13. Eiser voert aan dat verweerder er ten onrechte van uit is gegaan dat hij een actueel overzicht van zijn pensioen wilde. Eiser wilde enkel een bevestiging dat de opbouw van zijn verzekerde jaren was gecorrigeerd en hij meent dat het niet juist is dat hij hiervoor informatie diende te verstrekken. Volgens eiser is geen sprake van opschorting van de beslistermijn en heeft verweerder derhalve niet tijdig beslist op zijn verzoek van 27 juli 2011. Eiser meent dat hij recht heeft op de maximale dwangsom van € 1.260,-.
14. Onder verwijzing naar artikel 4:15, eerste lid, onder a, en tweede lid, onder b, van de Algemene wet bestuursrecht (Awb) stelt verweerder zich op het standpunt dat de beslistermijn van acht weken met de brief van 25 augustus 2011, waarin via de toezending van een aanvraagformulier verzocht is om informatie, is opgeschort zolang eiser deze informatie niet heeft verstrekt en dat de vertraging dus aan hem toe te rekenen valt.

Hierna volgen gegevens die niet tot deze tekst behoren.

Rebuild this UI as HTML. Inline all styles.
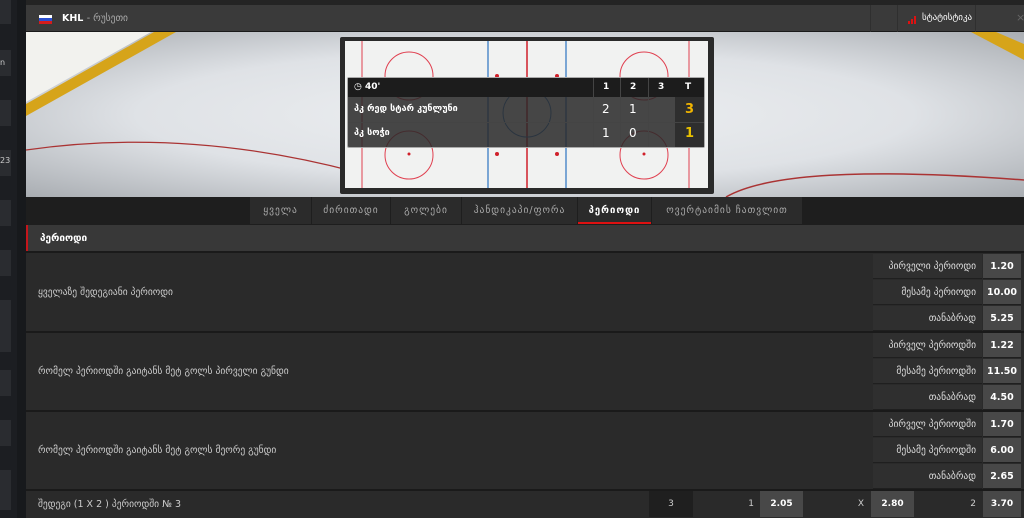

Nu eiser zelf weigerde om de gevraagde informatie te verstrekken komt het voor zijn risico dat niet op zijn correctieverzoek beslist kon worden en is derhalve geen dwangsom verschuldigd, aldus verweerder.
15. De rechtbank onderschrijft het standpunt van verweerder. Eiser heeft er zelf voor gekozen om de bij brief van 25 augustus 2011 gevraagde informatie niet te verstrekken, ook nadat hij er op 20 oktober 2011 door verweerder telefonisch op was gewezen dat zonder nadere gegevens van de zijde van eiser niet op zijn aanvraag kon worden beslist. Op grond van de genoemde bepalingen van de Awb komt deze weigering van eiser geheel voor zijn rekening. Er kan derhalve geen sprake van zijn dat verweerder in gebreke is gebleven om tijdig te beslissen en een dwangsom verschuldigd is.
Slotsom
16. Het beroep is ongegrond. Voor een proceskostenveroordeling bestaat geen aanleiding.

Beslissing

De rechtbank:
verklaart het beroep ongegrond.
Deze uitspraak is gedaan door mr. J.W.A. Fleuren, voorzitter, mr. M.M.L.A.T. Doll en mr. M.J.M. Verhoeven, rechters, in tegenwoordigheid van mr. M. Kool, griffier. De beslissing is in het openbaar uitgesproken op:
griffier
voorzitter
Afschrift verzonden aan partijen op:
Rechtsmiddel
Tegen deze uitspraak kan binnen zes weken na de dag van verzending daarvan hoger beroep worden ingesteld bij de Centrale Raad van Beroep. Als hoger beroep is ingesteld, kan bij de voorzieningenrechter van de hogerberoepsrechter worden verzocht om het treffen van een voorlopige voorziening of om het opheffen of wijzigen van een bij deze uitspraak getroffen voorlopige voorziening.